I ruoli di tutte le istituzioni coinvolte


Ance diffonderà alle proprie strutture territoriali e - per il loro tramite - anche agli enti bilaterali del sistema, i contenuti del protocollo; allo stesso modo, anche Anci nei Comuni che ospitano strutture penitenziarie.

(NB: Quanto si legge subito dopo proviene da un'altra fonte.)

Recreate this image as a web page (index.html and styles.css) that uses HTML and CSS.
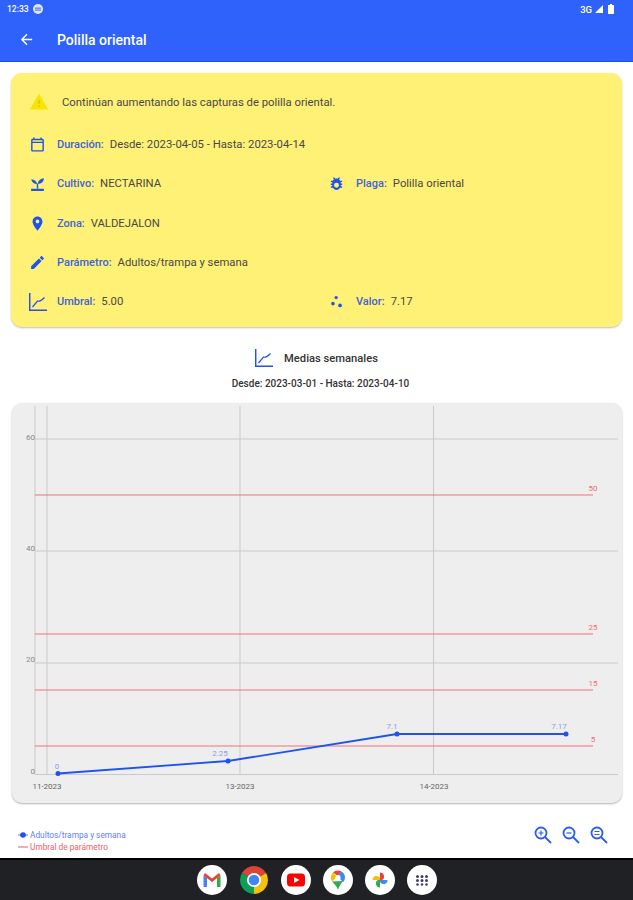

Definito anche un comitato paritetico di gestione, composto dai rappresentanti dei firmatari, che sarà istituto entro 15 giorni, con il compito di promuovere e monitorare le attività. «Ricostruire gli edifici, per ricostruire anche le proprie vite e sentirsi parte della comunità - le parole del ministro Marta Cartabia -. Ha un fortissimo significato simbolico il protocollo che permetterà ad alcune persone di uscire dal carcere per lavorare nei cantieri dei paesi feriti dai terremoti». Un accordo denso di significati secondo il commissario Legnini.

«Consentire ai detenuti che ne hanno titolo, sulla base delle disposizioni dell’ordinamento penitenziario, di lavorare nei cantieri pubblici e di ricostruzione delle Chiese nell’enorme cratere del centro Italia rappresenta una bella opportunità per inverare il principio della funzione rieducativa della pena e per le imprese di formare ed utilizzare personale motivato a dare un contributo a questa importante finalità pubblica. Adesso si tratterà di attuarlo con la stessa dedizione e sensibilità dimostrati nella definizione dell’accordo».